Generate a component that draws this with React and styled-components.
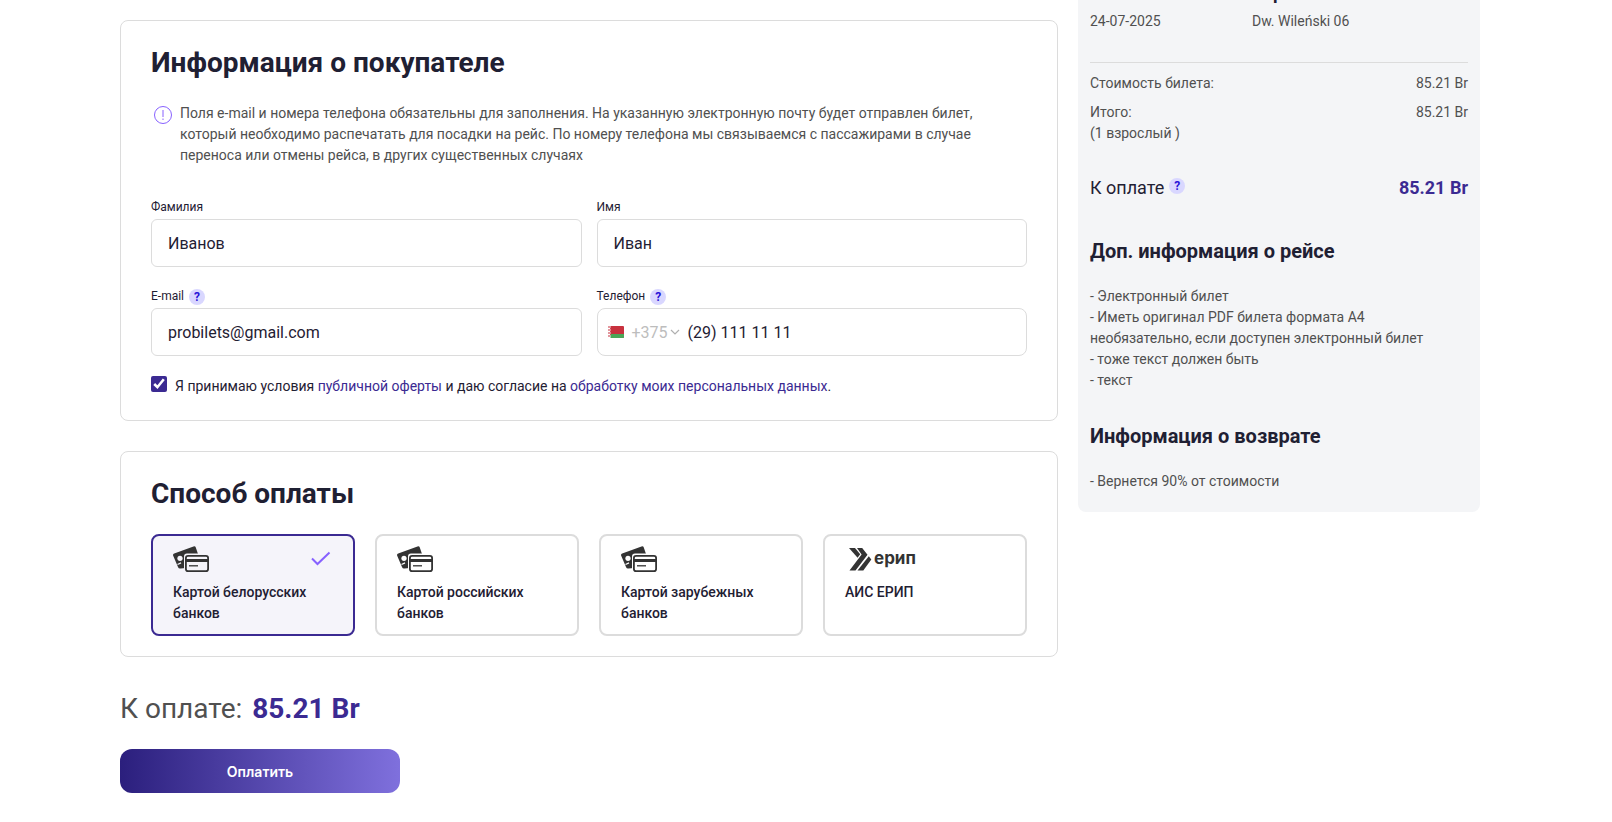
import { React, useState } from 'react';
import styled, { createGlobalStyle } from 'styled-components';

const GlobalStyle = createGlobalStyle`
  *, *::before, *::after {
    box-sizing: border-box;
  }

  body {
    margin: 0;
    padding-right: 12px;
    background: #fff;
    color: #1f2033;
    font-family: Roboto, "Liberation Sans", sans-serif;
    font-size: 14px;
    line-height: 21px;
  }
`;

const Page = styled.main`
  display: grid;
  grid-template-columns: minmax(0, 7fr) minmax(0, 3fr);
  align-items: start;
  gap: 20px;
  max-width: 1400px;
  margin: 0 auto;
  padding: 0 20px 28px;
`;

const Checkout = styled.form`
  padding-top: 20px;
`;

const Card = styled.section`
  margin-bottom: 30px;
  padding: 25px 30px 20px;
  border: 1px solid #dcdcdc;
  border-radius: 8px;
`;

const Title = styled.h2`
  margin: 0 0 23px;
  font-size: 28px;
  font-weight: 700;
  line-height: 34px;
`;

const Note = styled.div`
  display: flex;
  gap: 8px;
  padding: 0 50px 0 3px;
  color: #505050;

  svg {
    flex: none;
    margin-top: 3px;
  }

  p {
    margin: 0;
  }
`;

const Fields = styled.div`
  display: grid;
  grid-template-columns: 1fr 1fr;
  gap: 20px 15px;
  margin: 32px 0 20px;
`;

const FieldHead = styled.div`
  display: flex;
  align-items: center;
  gap: 5px;
  height: 19px;
  margin-bottom: 2px;
`;

const Label = styled.label`
  font-size: 12px;
`;

const Input = styled.input`
  display: block;
  width: 100%;
  height: 48px;
  padding: 0 16px;
  border: 1px solid #dcdcdc;
  border-radius: 6px;
  background: #fff;
  color: inherit;
  font: inherit;
  font-size: 16px;
`;

const PhoneBox = styled.div`
  display: flex;
  align-items: center;
  height: 48px;
  padding: 0 10px;
  border: 1px solid #dcdcdc;
  border-radius: 8px;

  ${Input} {
    flex: 1;
    min-width: 0;
    height: 40px;
    padding: 0;
    border: none;
  }
`;

const CodeButton = styled.button`
  display: flex;
  align-items: center;
  margin-right: 8px;
  padding: 0;
  border: none;
  background: transparent;
  color: #bdbdbd;
  font: inherit;
  font-size: 16px;
  cursor: pointer;

  span {
    margin: 0 2px 0 8px;
  }
`;

const Help = styled.button`
  width: 16px;
  height: 16px;
  padding: 0;
  border: none;
  border-radius: 50%;
  background: #d9d7ff;
  color: #2a14d8;
  font: inherit;
  font-size: 12px;
  font-weight: 700;
  line-height: 16px;
  cursor: pointer;
`;

const Agreement = styled.div`
  display: flex;
  gap: 8px;
  padding-bottom: 3px;

  a {
    color: #3b2a92;
    text-decoration: none;
  }
`;

const Checkbox = styled.input`
  flex: none;
  width: 16px;
  height: 16px;
  margin: 0;
  accent-color: #3b2a92;
`;

const Methods = styled.div`
  display: grid;
  grid-template-columns: repeat(4, 1fr);
  gap: 20px;
`;

const Method = styled.button`
  display: flex;
  flex-direction: column;
  min-height: 102px;
  padding: 10px 20px;
  border: 2px solid ${(props) => (props.$active ? '#3b2a92' : '#dcdcdc')};
  border-radius: 8px;
  background: ${(props) => (props.$active ? '#f5f4fa' : '#fff')};
  color: inherit;
  font: inherit;
  font-weight: 500;
  text-align: left;
  cursor: pointer;
`;

const MethodHead = styled.span`
  display: flex;
  align-items: center;
  justify-content: space-between;
  align-self: stretch;
  height: 26px;
  margin-bottom: 10px;
`;

const Total = styled.p`
  margin: 0 0 18px;
  color: #505050;
  font-size: 28px;
  line-height: 44px;

  b {
    margin-left: 3px;
    color: #3b2a92;
  }
`;

const PayButton = styled.button`
  width: 280px;
  max-width: 100%;
  height: 44px;
  border: none;
  border-radius: 12px;
  background: linear-gradient(90deg, #2b1f7d, #7f70dd);
  color: #fff;
  font-family: Inter, "Liberation Sans", sans-serif;
  font-size: 14px;
  font-weight: 600;
  cursor: pointer;
`;

const Summary = styled.aside`
  margin-top: -42px;
  padding: 24px 12px 20px;
  border-radius: 8px;
  background: #f4f5f7;
  color: #505050;
`;

const Trip = styled.div`
  display: grid;
  grid-template-columns: 3fr 4fr;
  align-items: end;
  margin-bottom: 10px;
  padding-bottom: 30px;
  border-bottom: 1px solid #dcdcdc;

  strong {
    display: block;
    margin-bottom: 8px;
    color: #1f2033;
    font-size: 18px;
  }
`;

const Row = styled.div`
  display: flex;
  justify-content: space-between;
  margin-bottom: 8px;
`;

const Due = styled.div`
  display: flex;
  align-items: center;
  gap: 5px;
  padding: 24px 0 6px;
  color: #1f2033;
  font-size: 18px;
  line-height: 24px;

  b {
    margin-left: auto;
    color: #3b2a92;
  }

  ${Help} {
    margin-bottom: 4px;
  }
`;

const SubTitle = styled.h3`
  margin: 33px 0 23px;
  color: #1f2033;
  font-size: 20px;
  font-weight: 700;
  line-height: 24px;
`;

const List = styled.ul`
  margin: 0;
  padding: 0;
  list-style: none;
`;

const InfoIcon = () => (
  <svg width="18" height="18" viewBox="0 0 18 18" fill="none" stroke="#8761ff" aria-hidden="true">
    <circle cx="9" cy="9" r="8.5" />
    <path d="M9 4v7M9 12.5v1.5" />
  </svg>
);

const Flag = () => (
  <svg width="16" height="12" viewBox="0 0 16 12" aria-hidden="true">
    <rect width="16" height="12" rx="1" fill="#c8313e" />
    <path d="M2 8h14v3a1 1 0 0 1-1 1H2z" fill="#4aa657" />
    <path d="M0 0h2.500v12H0z" fill="#fff" />
    <path
      d="M1 0l1 1-1 1-1-1zM1 3l1 1-1 1-1-1zM1 6l1 1-1 1-1-1zM1 9l1 1-1 1-1-1zM2 1.500l1 1-1 1zM2 4.500l1 1-1 1zM2 7.500l1 1-1 1z"
      fill="#c8313e"
    />
  </svg>
);

const Chevron = () => (
  <svg width="10" height="10" viewBox="0 0 10 10" fill="none" stroke="#b0b0b0" strokeWidth="1.2" aria-hidden="true">
    <path d="M1 3l4 4 4-4" />
  </svg>
);

const CheckIcon = () => (
  <svg width="22" height="16" viewBox="0 0 22 16" fill="none" stroke="#8761ff" strokeWidth="2" aria-hidden="true">
    <path d="M1 7.500L6.500 13 18.500 1.500" />
  </svg>
);

const CardsIcon = ({ id }) => (
  <svg width="36" height="26" viewBox="0 0 36 26" fill="none" aria-hidden="true">
    <mask id={id} maskUnits="userSpaceOnUse" x="0" y="0" width="36" height="26">
      <rect width="36" height="26" fill="#fff" />
      <rect x="11" y="7.500" width="28" height="22" rx="3" fill="#000" />
      <circle cx="7" cy="12.300" r="2.600" fill="#000" />
      <path d="M4.500 18.500l3.500-1.600" stroke="#000" strokeWidth="1.200" />
    </mask>
    <path
      mask={`url(#${id})`}
      fill="#333"
      d="M1.200 7.600L20.500.400q1.700-.600 2.300 1L26 11 13 22l-5.500.500q-1.800.300-2.400-1.300L.200 9.800q-.600-1.600 1-2.200z"
    />
    <rect x="12.900" y="9.900" width="22.200" height="15.200" rx="2.200" stroke="#333" strokeWidth="1.800" />
    <path d="M13 14.500h22" stroke="#333" strokeWidth="3" />
    <path d="M16 19.800h9" stroke="#333" strokeWidth="1.300" />
  </svg>
);

const EripLogo = () => (
  <svg width="72" height="26" viewBox="0 0 72 26" aria-hidden="true">
    <g fill="#333">
      <path d="M4 2h6l5.200 6.200-2.600 3.600z" />
      <path d="M12 2h5.200l5.300 6.700L10.500 24.600h-6L16.600 8.400z" />
      <path d="M23.800 10.200l2.500 3.300-8 11.100h-5.800z" />
    </g>
    <text x="29" y="18" fill="#333" fontFamily="Inter, sans-serif" fontSize="17" fontWeight="700">ерип</text>
  </svg>
);

const methods = [
  { id: 'by', name: 'Картой белорусских банков' },
  { id: 'ru', name: 'Картой российских банков' },
  { id: 'world', name: 'Картой зарубежных банков' },
  { id: 'erip', name: 'АИС ЕРИП' },
];

const App = () => {
  const [method, setMethod] = useState('by');

  return (
    <>
      <GlobalStyle />
      <Page>
        <Checkout onSubmit={(e) => e.preventDefault()}>
          <Card>
            <Title>Информация о покупателе</Title>
            <Note>
              <InfoIcon />
              <p>
                Поля e-mail и номера телефона обязательны для заполнения. На указанную электронную почту будет
                отправлен билет, который необходимо распечатать для посадки на рейс. По номеру телефона мы
                связываемся с пассажирами в случае переноса или отмены рейса, в других существенных случаях
              </p>
            </Note>
            <Fields>
              <div>
                <FieldHead>
                  <Label htmlFor="surname">Фамилия</Label>
                </FieldHead>
                <Input id="surname" defaultValue="Иванов" />
              </div>
              <div>
                <FieldHead>
                  <Label htmlFor="name">Имя</Label>
                </FieldHead>
                <Input id="name" defaultValue="Иван" />
              </div>
              <div>
                <FieldHead>
                  <Label htmlFor="email">E-mail</Label>
                  <Help type="button">?</Help>
                </FieldHead>
                <Input id="email" type="email" defaultValue="probilets@gmail.com" />
              </div>
              <div>
                <FieldHead>
                  <Label htmlFor="phone">Телефон</Label>
                  <Help type="button">?</Help>
                </FieldHead>
                <PhoneBox>
                  <CodeButton type="button">
                    <Flag />
                    <span>+375</span>
                    <Chevron />
                  </CodeButton>
                  <Input id="phone" type="tel" defaultValue="(29) 111 11 11" />
                </PhoneBox>
              </div>
            </Fields>
            <Agreement>
              <Checkbox id="agree" type="checkbox" defaultChecked />
              <label htmlFor="agree">
                Я принимаю условия <a href="#offer">публичной оферты</a> и даю согласие на{' '}
                <a href="#privacy">обработку моих персональных данных</a>.
              </label>
            </Agreement>
          </Card>

          <Card>
            <Title>Способ оплаты</Title>
            <Methods>
              {methods.map((item) => (
                <Method
                  key={item.id}
                  type="button"
                  $active={item.id === method}
                  aria-pressed={item.id === method}
                  onClick={() => setMethod(item.id)}
                >
                  <MethodHead>
                    {item.id === 'erip' ? <EripLogo /> : <CardsIcon id={`cards-${item.id}`} />}
                    {item.id === method && <CheckIcon />}
                  </MethodHead>
                  {item.name}
                </Method>
              ))}
            </Methods>
          </Card>

          <Total>
            К оплате: <b>85.21 Br</b>
          </Total>
          <PayButton type="submit">Оплатить</PayButton>
        </Checkout>

        <Summary>
          <Trip>
            <span>24-07-2025</span>
            <div>
              <strong>Варшава</strong>
              Dw. Wileński 06
            </div>
          </Trip>
          <Row>
            <span>Стоимость билета:</span>
            <span>85.21 Br</span>
          </Row>
          <Row>
            <span>
              Итого:
              <br />
              (1 взрослый )
            </span>
            <span>85.21 Br</span>
          </Row>
          <Due>
            К оплате
            <Help type="button">?</Help>
            <b>85.21 Br</b>
          </Due>
          <SubTitle>Доп. информация о рейсе</SubTitle>
          <List>
            <li>- Электронный билет</li>
            <li>- Иметь оригинал PDF билета формата А4 необязательно, если доступен электронный билет</li>
            <li>- тоже текст должен быть</li>
            <li>- текст</li>
          </List>
          <SubTitle>Информация о возврате</SubTitle>
          <List>
            <li>- Вернется 90% от стоимости</li>
          </List>
        </Summary>
      </Page>
    </>
  );
};

export default App;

**AIM**
Filter the data for the string "components" and copy every line that has it.

**COMPLETE OUTPUT**
Generate a component that draws this with React and styled-components.
import styled, { createGlobalStyle } from 'styled-components';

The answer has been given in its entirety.